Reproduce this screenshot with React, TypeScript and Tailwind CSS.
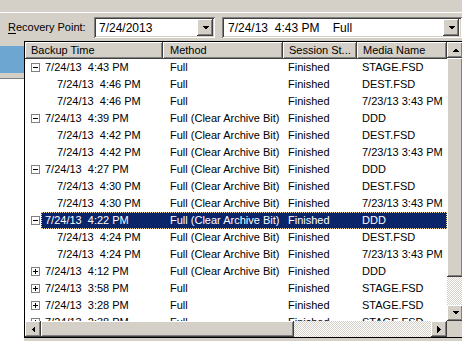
import React from "react";

const FCAB = "Full (Clear Archive Bit)";
const OLD = "7/23/13 3:43 PM";

type Row = { time: string; method: string; media: string; node?: "open" | "closed"; selected?: boolean };

const rows: Row[] = [
    { time: "7/24/13  4:43 PM", method: "Full", media: "STAGE.FSD", node: "open" },
    { time: "7/24/13  4:46 PM", method: "Full", media: "DEST.FSD" },
    { time: "7/24/13  4:46 PM", method: "Full", media: OLD },
    { time: "7/24/13  4:39 PM", method: FCAB, media: "DDD", node: "open" },
    { time: "7/24/13  4:42 PM", method: FCAB, media: "DEST.FSD" },
    { time: "7/24/13  4:42 PM", method: FCAB, media: OLD },
    { time: "7/24/13  4:27 PM", method: FCAB, media: "DDD", node: "open" },
    { time: "7/24/13  4:30 PM", method: FCAB, media: "DEST.FSD" },
    { time: "7/24/13  4:30 PM", method: FCAB, media: OLD },
    { time: "7/24/13  4:22 PM", method: FCAB, media: "DDD", node: "open", selected: true },
    { time: "7/24/13  4:24 PM", method: FCAB, media: "DEST.FSD" },
    { time: "7/24/13  4:24 PM", method: FCAB, media: OLD },
    { time: "7/24/13  4:12 PM", method: FCAB, media: "DDD", node: "closed" },
    { time: "7/24/13  3:58 PM", method: "Full", media: "STAGE.FSD", node: "closed" },
    { time: "7/24/13  3:28 PM", method: "Full", media: "STAGE.FSD", node: "closed" },
    { time: "7/24/13  2:38 PM", method: "Full", media: "STAGE.FSD", node: "closed" },
];

const raised = "bg-[#d4d0c8] shadow-[inset_-1px_-1px_#404040,inset_1px_1px_#ffffff,inset_-2px_-2px_#808080,inset_2px_2px_#d4d0c8]";
const sunken = "bg-white shadow-[inset_1px_1px_#808080,inset_-1px_-1px_#ffffff,inset_2px_2px_#404040,inset_-2px_-2px_#d4d0c8]";
const checker = "bg-[image:repeating-conic-gradient(#d4d0c8_0_25%,#ffffff_0_50%)] bg-[length:2px_2px]";

function Arrow({ dir }: { dir: "up" | "down" | "left" | "right" }) {
    const pts = {
        up: "0,4 7,4 3.5,0.5",
        down: "0,0 7,0 3.5,3.5",
        left: "4,0 4,7 0.5,3.5",
        right: "0,0 0,7 3.5,3.5",
    }[dir];
    const horiz = dir === "left" || dir === "right";
    return (
        <svg width={horiz ? 4 : 7} height={horiz ? 7 : 4} viewBox={horiz ? "0 0 4 7" : "0 0 7 4"} shapeRendering="crispEdges">
            <polygon points={pts} fill="#000" />
        </svg>
    );
}

function Btn({ dir, className = "" }: { dir: "up" | "down" | "left" | "right"; className?: string }) {
    return (
        <div className={`${raised} flex items-center justify-center shrink-0 ${className}`}>
            <Arrow dir={dir} />
        </div>
    );
}

function Expander({ open }: { open: boolean }) {
    return (
        <div className="relative w-[9px] h-[9px] border border-[#808080] bg-white shrink-0">
            <div className="absolute left-[1px] top-[3px] w-[5px] h-px bg-black" />
            {!open && <div className="absolute left-[3px] top-[1px] w-px h-[5px] bg-black" />}
        </div>
    );
}

export default function App() {
    return (
        <div className="relative w-[462px] h-[341px] overflow-hidden bg-[#d4d0c8] text-[11px] text-black font-['Liberation_Sans',Arial,sans-serif] leading-none">
            <div className="h-[13px] border-b border-white" />

            {/* toolbar */}
            <div className="flex items-center h-[21px] mt-[4px]">
                <span className="ml-[8px] w-[86px] pb-[1px]">
                    <span className="underline underline-offset-2">R</span>ecovery Point:
                </span>
                <div className={`${sunken} w-[121px] h-[21px] flex items-center pl-[5px] pr-[2px]`}>
                    <span className="flex-1 text-[12px]">7/24/2013</span>
                    <Btn dir="down" className="w-[16px] h-[17px]" />
                </div>
                <div className={`${sunken} ml-[7px] flex-1 h-[21px] flex items-center pl-[6px] pr-[3px]`}>
                    <span className="flex-1 text-[12px] whitespace-pre">7/24/13  4:43 PM    Full</span>
                    <Btn dir="down" className="w-[16px] h-[17px]" />
                </div>
            </div>

            {/* page behind the popup */}
            <div className="w-[24px] mt-[8px] h-[27px] bg-[#6ea6d2]" />
            <div className="w-[24px] h-[6px] bg-[#d4d0c8] border-b border-[#808080]" />
            <div className="w-[24px] h-[270px] bg-white" />

            {/* dropdown list */}
            <div className="absolute left-[24px] top-[41px] w-[440px] h-[297px] border border-black bg-white flex flex-col">
                <div className="flex flex-1 min-h-0">
                    <div className="w-[422px] flex flex-col">
                        <div className="flex h-[17px] shrink-0">
                            <div className={`${raised} w-[138px] pl-[6px] flex items-center`}>Backup Time</div>
                            <div className={`${raised} w-[120px] pl-[7px] flex items-center`}>Method</div>
                            <div className={`${raised} w-[74px] pl-[6px] flex items-center`}>Session St...</div>
                            <div className={`${raised} w-[90px] pl-[6px] flex items-center`}>Media Name</div>
                        </div>
                        <div className="flex-1 overflow-hidden">
                            {rows.map((r, i) => (
                                <div key={i} className="flex h-[17px] items-center">
                                    <div className="w-[6px] shrink-0" />
                                    <div className="w-[10px] shrink-0 flex">
                                        {r.node && <Expander open={r.node === "open"} />}
                                    </div>
                                    <div
                                        className={`flex flex-1 h-[17px] items-center ${
                                            r.selected ? "bg-[#0a246a] text-white outline outline-1 outline-dotted outline-[#f5db95] -outline-offset-1" : ""
                                        }`}
                                    >
                                        <div className={`w-[122px] whitespace-pre ${r.node ? "pl-[4px]" : "pl-[16px]"}`}>{r.time}</div>
                                        <div className="w-[120px] pl-[7px] whitespace-nowrap overflow-hidden">{r.method}</div>
                                        <div className="w-[74px] pl-[5px]">Finished</div>
                                        <div className="w-[90px] pl-[5px] whitespace-nowrap">{r.media}</div>
                                    </div>
                                </div>
                            ))}
                        </div>
                    </div>
                    {/* vertical scrollbar */}
                    <div className="w-[16px] flex flex-col">
                        <Btn dir="up" className="h-[16px]" />
                        <div className={`${raised} h-[219px]`} />
                        <div className={`${checker} flex-1`} />
                        <Btn dir="down" className="h-[16px]" />
                    </div>
                </div>
                {/* horizontal scrollbar */}
                <div className="flex h-[16px] shrink-0">
                    <Btn dir="left" className="w-[16px]" />
                    <div className={`${raised} w-[253px]`} />
                    <div className={`${checker} flex-1`} />
                    <Btn dir="right" className="w-[16px]" />
                    <div className="w-[16px] bg-[#d4d0c8]" />
                </div>
            </div>
        </div>
    );
}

## EXERCISE DIRECTIONS:
From the data, pick out every line that includes "React".

## SOLUTION TO THIS PROBLEM:
Reproduce this screenshot with React, TypeScript and Tailwind CSS.
import React from "react";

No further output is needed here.